The request » Among the lines of data below, reproduce only those from the one with "The picture is" through the one with "(a computer club)</div>", exactly as they stand, both ends included.

#####

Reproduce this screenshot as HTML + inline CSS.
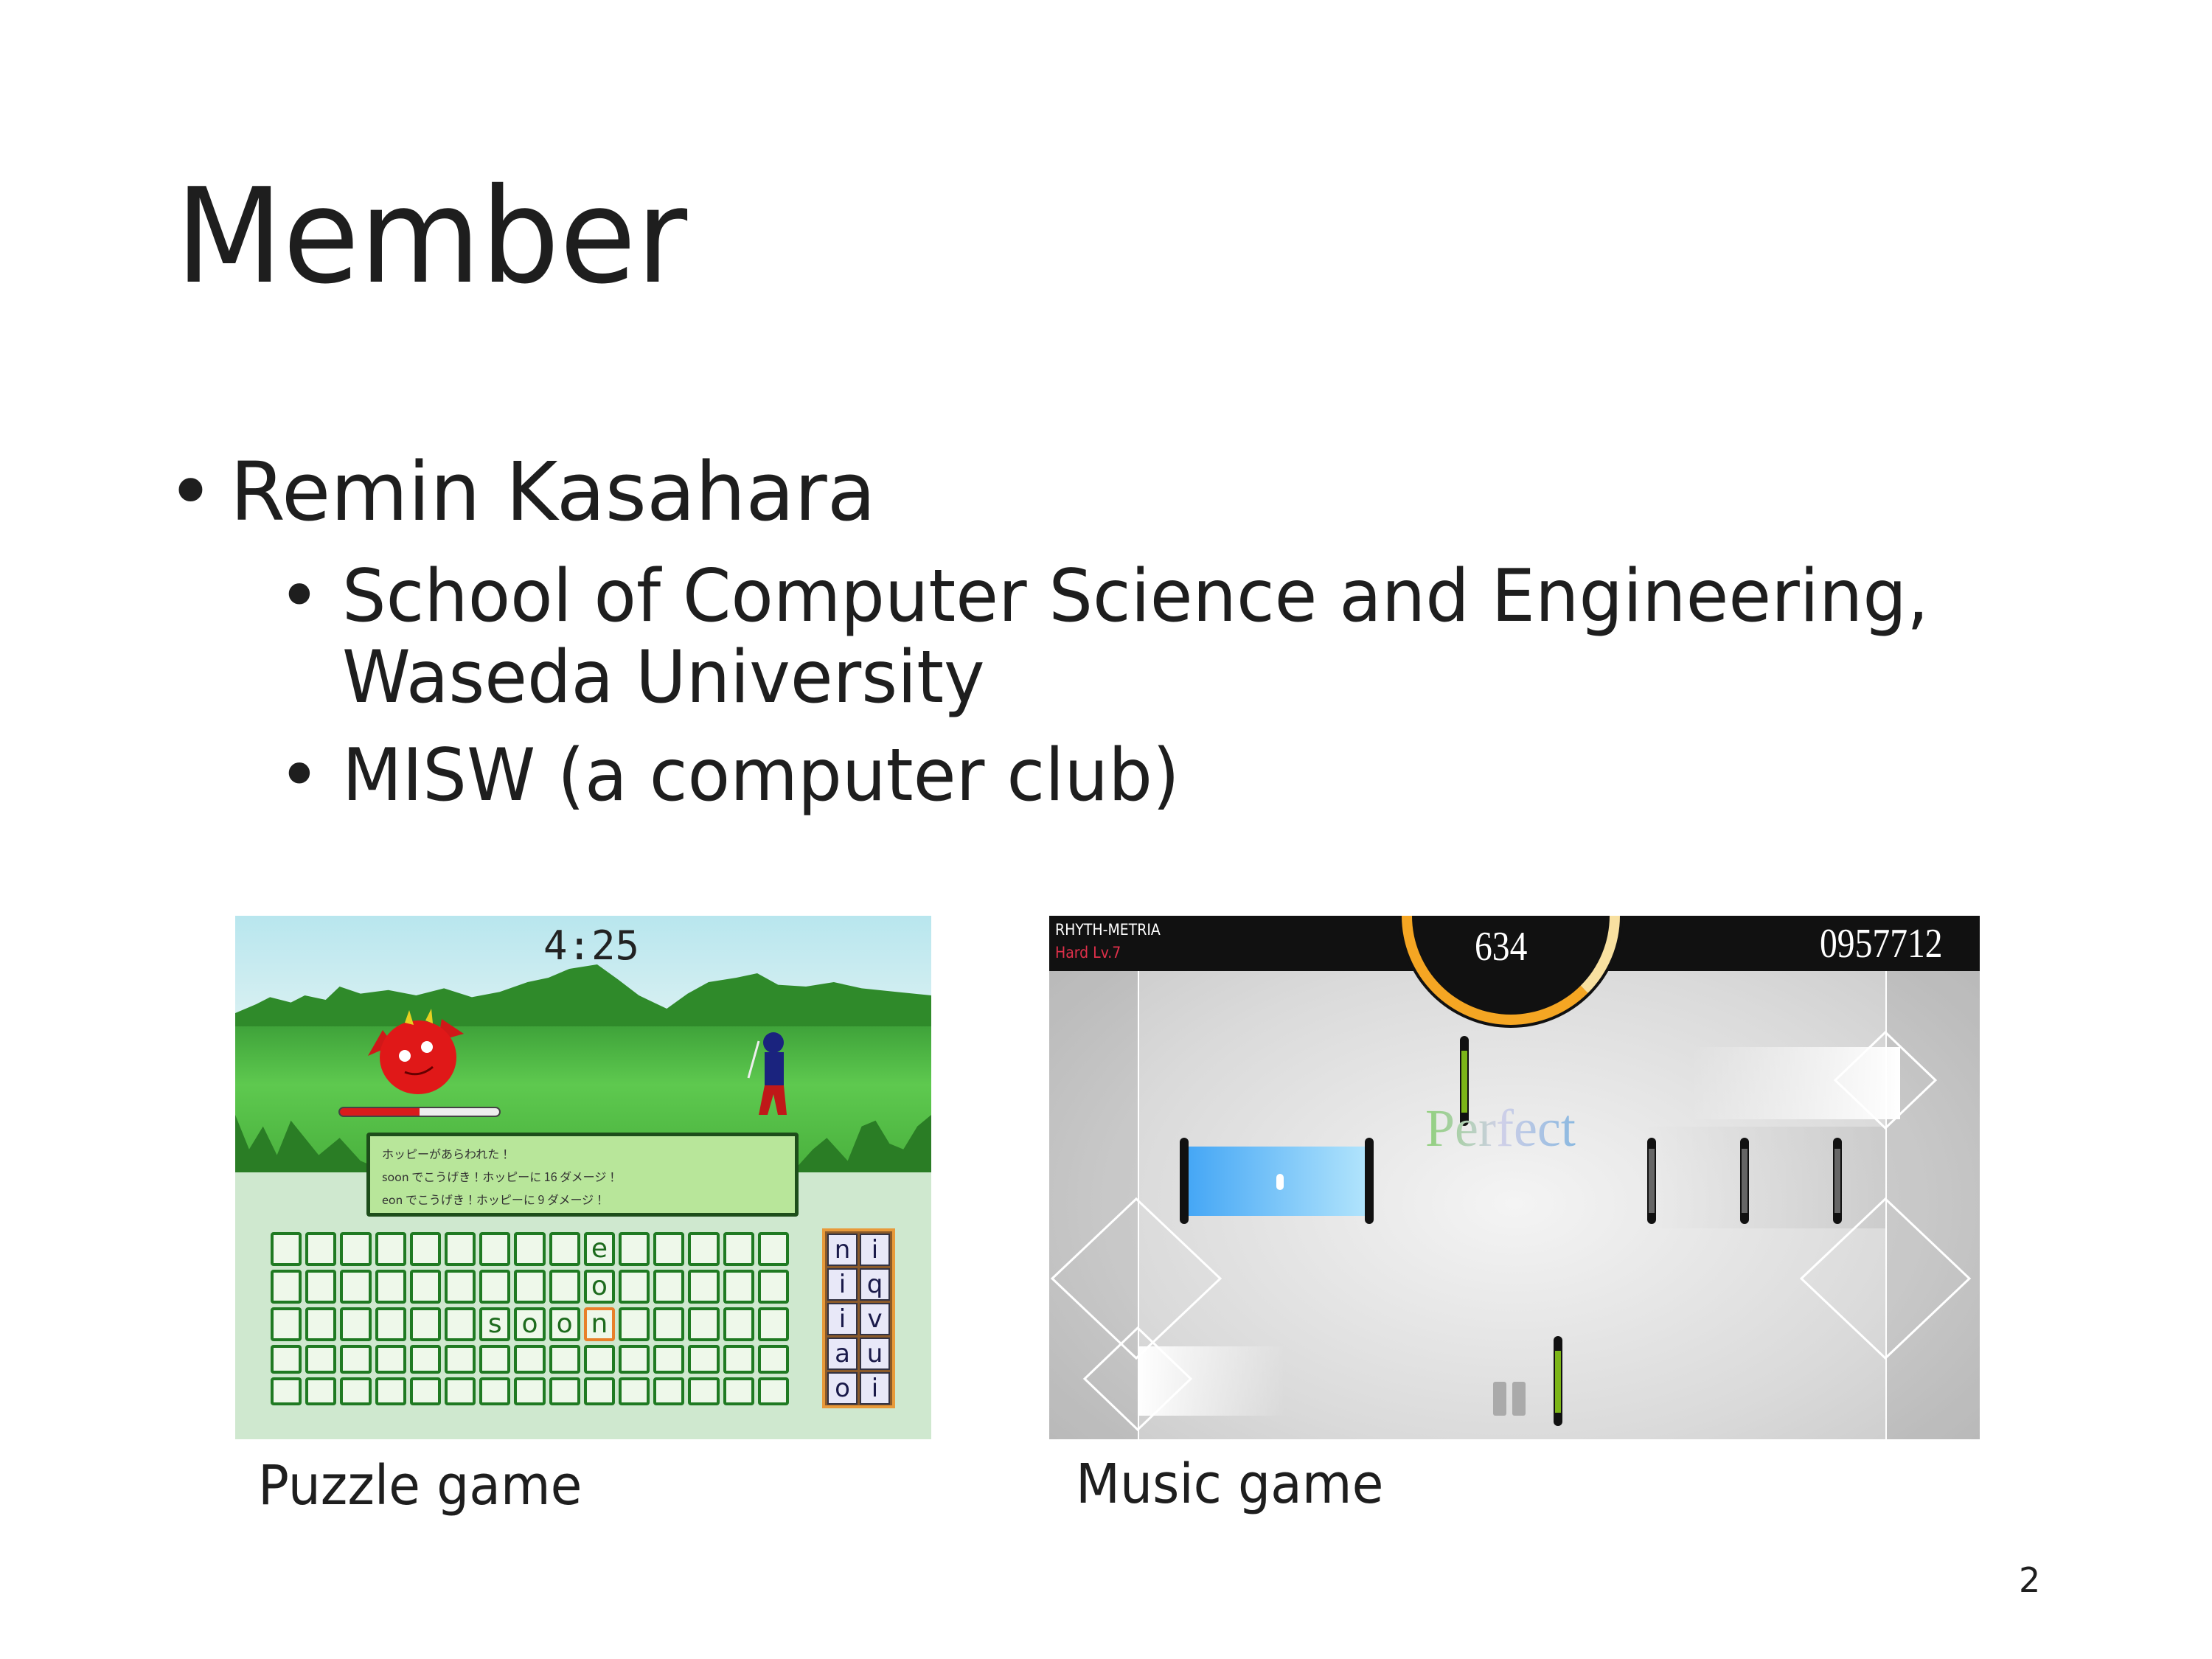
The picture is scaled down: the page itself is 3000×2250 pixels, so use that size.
<!DOCTYPE html>
<html><head><meta charset="utf-8"><style>
*{margin:0;padding:0;box-sizing:border-box}
body{width:3000px;height:2250px;background:#fff;position:relative;overflow:hidden;font-family:"DejaVu Sans","Liberation Sans",sans-serif;color:#1e1e1e}
.t{position:absolute;white-space:nowrap;line-height:1;transform-origin:left top}
.abs{position:absolute}
.c{background:#eef8ea;border:4px solid #1f7a22;border-radius:4px}
</style></head><body>
<div class="t" style="left:238px;top:232px;font-size:178px;transform:scaleX(.948)">Member</div>
<div class="t" style="left:226px;top:612px;font-size:110px">•</div>
<div class="t" style="left:312px;top:612px;font-size:110px;transform:scaleX(.98)">Remin Kasahara</div>
<div class="t" style="left:377px;top:760px;font-size:98px">•</div>
<div class="t" style="left:464px;top:760px;font-size:98px;transform:scaleX(.958)">School of Computer Science and Engineering,</div>
<div class="t" style="left:464px;top:870px;font-size:98px;transform:scaleX(.958)">Waseda University</div>
<div class="t" style="left:377px;top:1003px;font-size:98px">•</div>
<div class="t" style="left:464px;top:1003px;font-size:98px;transform:scaleX(.962)">MISW (a computer club)</div>

<!-- Puzzle game -->
<div class="abs" style="left:319px;top:1242px;width:944px;height:710px;overflow:hidden;background:#cfe8cf">
 <div class="abs" style="left:0;top:0;width:944px;height:140px;background:linear-gradient(#b8e6ee,#d8f0f2)"></div>
 <div class="abs" style="left:0;top:60px;width:944px;height:120px;background:#2f8a2a;clip-path:polygon(0 60%,3% 50%,5% 42%,8% 48%,10% 40%,13% 45%,15% 30%,18% 38%,22% 34%,26% 40%,30% 32%,34% 42%,38% 36%,42% 25%,45% 20%,48% 10%,52% 5%,55% 22%,58% 40%,62% 55%,65% 38%,68% 25%,72% 20%,75% 15%,78% 28%,82% 30%,86% 25%,90% 32%,95% 36%,100% 40%,100% 100%,0 100%)"></div>
 <div class="abs" style="left:0;top:150px;width:944px;height:198px;background:linear-gradient(#3fa33a,#5ec94f 40%,#49b03d)"></div>
 <div class="abs" style="left:0;top:270px;width:944px;height:78px;background:#2a7d25;clip-path:polygon(0 0,2% 60%,4% 20%,6% 70%,8% 10%,12% 70%,15% 40%,18% 80%,22% 100%,80% 100%,83% 60%,85% 40%,88% 80%,90% 20%,92% 10%,94% 50%,96% 60%,98% 20%,100% 0,100% 100%,0 100%)"></div>
 <div class="t abs" style="left:418px;top:14px;font-size:54px;font-family:'DejaVu Sans Mono',monospace;color:#222">4:25</div>
 <svg class="abs" style="left:170px;top:120px" width="150" height="130">
  <path d="M10 70 L30 35 L45 55 Z M140 40 L110 20 L105 50 Z" fill="#d01818"/>
  <ellipse cx="78" cy="72" rx="52" ry="50" fill="#e01818"/>
  <path d="M60 25 L66 8 L72 28 Z M88 22 L96 6 L98 26 Z" fill="#e8d020"/>
  <circle cx="60" cy="70" r="8" fill="#fff"/><circle cx="90" cy="58" r="8" fill="#fff"/>
  <path d="M60 92 Q80 100 98 85" stroke="#600" stroke-width="3" fill="none"/>
 </svg>
 <div class="abs" style="left:140px;top:259px;width:220px;height:14px;border-radius:7px;background:linear-gradient(90deg,#d81c1c 50%,#eee 50%);border:2px solid #444"></div>
 <svg class="abs" style="left:690px;top:150px" width="70" height="130">
  <path d="M20 20 L6 70" stroke="#eee" stroke-width="3"/>
  <circle cx="40" cy="22" r="14" fill="#1a237e"/>
  <rect x="28" y="35" width="26" height="45" fill="#1a237e"/>
  <path d="M28 80 L20 120 L32 120 L40 92 L46 120 L58 120 L54 80 Z" fill="#c01818"/>
 </svg>
 <div class="abs" style="left:178px;top:294px;width:586px;height:114px;background:#b8e69a;border:5px solid #1d4d1a;border-radius:4px;font-family:'Noto Sans CJK JP',sans-serif;font-size:16px;color:#333;padding:8px 16px;line-height:31px">ホッピーがあらわれた！<br>soon でこうげき！ホッピーに 16 ダメージ！<br>eon でこうげき！ホッピーに 9 ダメージ！</div>
 <div class="abs" style="left:796px;top:424px;width:99px;height:244px;background:#8a5a2a;border:4px solid #e89a3a;padding:3px;display:grid;grid-template-columns:1fr 1fr;grid-template-rows:repeat(5,1fr);gap:3px;font-size:34px;text-align:center;line-height:40px;color:#1a1a4a">
  <div style="background:#e8e8f8;border:2px solid #334">n</div><div style="background:#e8e8f8;border:2px solid #334">i</div>
  <div style="background:#e8e8f8;border:2px solid #334">i</div><div style="background:#e8e8f8;border:2px solid #334">q</div>
  <div style="background:#e8e8f8;border:2px solid #334">i</div><div style="background:#e8e8f8;border:2px solid #334">v</div>
  <div style="background:#e8e8f8;border:2px solid #334">a</div><div style="background:#e8e8f8;border:2px solid #334">u</div>
  <div style="background:#e8e8f8;border:2px solid #334">o</div><div style="background:#e8e8f8;border:2px solid #334">i</div>
 </div>
</div>
<div class="abs" style="left:367px;top:1671px;width:703px;height:235px;display:grid;grid-template-columns:repeat(15,1fr);grid-template-rows:repeat(5,1fr);gap:5px;font-size:36px;color:#1d6b1d;text-align:center;line-height:38px">
<div class="c"></div><div class="c"></div><div class="c"></div><div class="c"></div><div class="c"></div><div class="c"></div><div class="c"></div><div class="c"></div><div class="c"></div><div class="c">e</div><div class="c"></div><div class="c"></div><div class="c"></div><div class="c"></div><div class="c"></div>
<div class="c"></div><div class="c"></div><div class="c"></div><div class="c"></div><div class="c"></div><div class="c"></div><div class="c"></div><div class="c"></div><div class="c"></div><div class="c">o</div><div class="c"></div><div class="c"></div><div class="c"></div><div class="c"></div><div class="c"></div>
<div class="c"></div><div class="c"></div><div class="c"></div><div class="c"></div><div class="c"></div><div class="c"></div><div class="c">s</div><div class="c">o</div><div class="c">o</div><div class="c" style="border-color:#e8802a">n</div><div class="c"></div><div class="c"></div><div class="c"></div><div class="c"></div><div class="c"></div>
<div class="c"></div><div class="c"></div><div class="c"></div><div class="c"></div><div class="c"></div><div class="c"></div><div class="c"></div><div class="c"></div><div class="c"></div><div class="c"></div><div class="c"></div><div class="c"></div><div class="c"></div><div class="c"></div><div class="c"></div>
<div class="c"></div><div class="c"></div><div class="c"></div><div class="c"></div><div class="c"></div><div class="c"></div><div class="c"></div><div class="c"></div><div class="c"></div><div class="c"></div><div class="c"></div><div class="c"></div><div class="c"></div><div class="c"></div><div class="c"></div>
</div>

<!-- Music game -->
<div class="abs" style="left:1423px;top:1242px;width:1262px;height:710px;overflow:hidden;background:radial-gradient(ellipse at 50% 55%,#f4f4f4,#dadada 60%,#c4c4c4)">
 <div class="abs" style="left:0;top:0;width:120px;height:710px;background:rgba(0,0,0,0.08)"></div>
 <div class="abs" style="left:1134px;top:0;width:128px;height:710px;background:rgba(0,0,0,0.08)"></div>
 <div class="abs" style="left:120px;top:0;width:2px;height:710px;background:#fff"></div>
 <div class="abs" style="left:1134px;top:0;width:2px;height:710px;background:#fff"></div>
 <div class="abs" style="left:800px;top:286px;width:334px;height:138px;background:linear-gradient(90deg,rgba(0,0,0,0),rgba(0,0,0,0.07))"></div>
 <div class="abs" style="left:870px;top:178px;width:284px;height:98px;background:linear-gradient(90deg,rgba(255,255,255,0),#fff)"></div>
 <div class="abs" style="left:120px;top:584px;width:200px;height:94px;background:linear-gradient(90deg,#fff,rgba(255,255,255,0))"></div>
 <svg class="abs" style="left:0;top:0" width="1262" height="710" fill="none" stroke="#fff" stroke-width="3">
  <path d="M4 492 L118 384 L232 492 L118 600 Z"/>
  <path d="M1020 492 L1134 384 L1248 492 L1134 600 Z"/>
  <path d="M1066 223 L1134 158 L1202 223 L1134 288 Z"/>
  <path d="M48 628 L120 559 L192 628 L120 697 Z"/>
 </svg>
 <div class="abs" style="left:0;top:0;width:1262px;height:75px;background:#111"></div>
 <div class="abs" style="left:478px;top:-148px;width:296px;height:296px;border-radius:50%;background:#111;border:14px solid #f5a623;border-right-color:#f8e0a0;box-shadow:0 0 0 4px #111"></div>
 <div class="t abs" style="left:8px;top:9px;font-size:21px;color:#fff;font-family:'DejaVu Sans Condensed','DejaVu Sans',sans-serif">RHYTH-METRIA</div>
 <div class="t abs" style="left:8px;top:40px;font-size:21px;color:#e0304a;font-family:'DejaVu Sans Condensed','DejaVu Sans',sans-serif">Hard Lv.7</div>
 <div class="t abs" style="left:577px;top:14px;font-size:56px;color:#fff;font-family:'Liberation Serif',serif;transform:scaleX(.85)">634</div>
 <div class="t abs" style="left:1045px;top:10px;font-size:56px;color:#fff;font-family:'Liberation Serif',serif;transform:scaleX(.85)">0957712</div>
 <div class="abs" style="left:182px;top:313px;width:252px;height:94px;background:linear-gradient(90deg,#42a5f5,#b3e5fc)"></div>
 <div class="abs" style="left:177px;top:301px;width:12px;height:117px;background:#111;border-radius:6px"></div>
 <div class="abs" style="left:428px;top:301px;width:12px;height:117px;background:#111;border-radius:6px"></div>
 <div class="abs" style="left:308px;top:350px;width:10px;height:22px;background:#fff;border-radius:5px"></div>
 <div class="abs" style="left:557px;top:163px;width:12px;height:122px;background:#111;border-radius:6px"></div>
 <div class="abs" style="left:559px;top:183px;width:8px;height:84px;background:#7cb518"></div>
 <div class="abs" style="left:684px;top:570px;width:12px;height:122px;background:#111;border-radius:6px"></div>
 <div class="abs" style="left:686px;top:590px;width:8px;height:84px;background:#7cb518"></div>
 <div class="abs" style="left:811px;top:301px;width:12px;height:117px;background:#111;border-radius:6px"></div>
 <div class="abs" style="left:937px;top:301px;width:12px;height:117px;background:#111;border-radius:6px"></div>
 <div class="abs" style="left:1063px;top:301px;width:12px;height:117px;background:#111;border-radius:6px"></div>
 <div class="abs" style="left:813px;top:316px;width:8px;height:87px;background:#666"></div>
 <div class="abs" style="left:939px;top:316px;width:8px;height:87px;background:#666"></div>
 <div class="abs" style="left:1065px;top:316px;width:8px;height:87px;background:#666"></div>
 <div class="abs" style="left:602px;top:632px;width:18px;height:46px;background:#aaa;border-radius:3px"></div>
 <div class="abs" style="left:628px;top:632px;width:18px;height:46px;background:#aaa;border-radius:3px"></div>
 <div class="t abs" style="left:510px;top:252px;font-size:72px;font-family:'Liberation Serif',serif;background:linear-gradient(90deg,#8fd07a,#d0d0e8,#8ab8e0);-webkit-background-clip:text;color:transparent">Perfect</div>
</div>

<div class="t" style="left:350px;top:1978px;font-size:74px;transform:scaleX(.94)">Puzzle game</div>
<div class="t" style="left:1459px;top:1976px;font-size:74px;transform:scaleX(.94)">Music game</div>
<div class="t" style="left:2738px;top:2120px;font-size:46px">2</div>
</body></html>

#####

Result »
The picture is scaled down: the page itself is 3000×2250 pixels, so use that size.
<!DOCTYPE html>
<html><head><meta charset="utf-8"><style>
*{margin:0;padding:0;box-sizing:border-box}
body{width:3000px;height:2250px;background:#fff;position:relative;overflow:hidden;font-family:"DejaVu Sans","Liberation Sans",sans-serif;color:#1e1e1e}
.t{position:absolute;white-space:nowrap;line-height:1;transform-origin:left top}
.abs{position:absolute}
.c{background:#eef8ea;border:4px solid #1f7a22;border-radius:4px}
</style></head><body>
<div class="t" style="left:238px;top:232px;font-size:178px;transform:scaleX(.948)">Member</div>
<div class="t" style="left:226px;top:612px;font-size:110px">•</div>
<div class="t" style="left:312px;top:612px;font-size:110px;transform:scaleX(.98)">Remin Kasahara</div>
<div class="t" style="left:377px;top:760px;font-size:98px">•</div>
<div class="t" style="left:464px;top:760px;font-size:98px;transform:scaleX(.958)">School of Computer Science and Engineering,</div>
<div class="t" style="left:464px;top:870px;font-size:98px;transform:scaleX(.958)">Waseda University</div>
<div class="t" style="left:377px;top:1003px;font-size:98px">•</div>
<div class="t" style="left:464px;top:1003px;font-size:98px;transform:scaleX(.962)">MISW (a computer club)</div>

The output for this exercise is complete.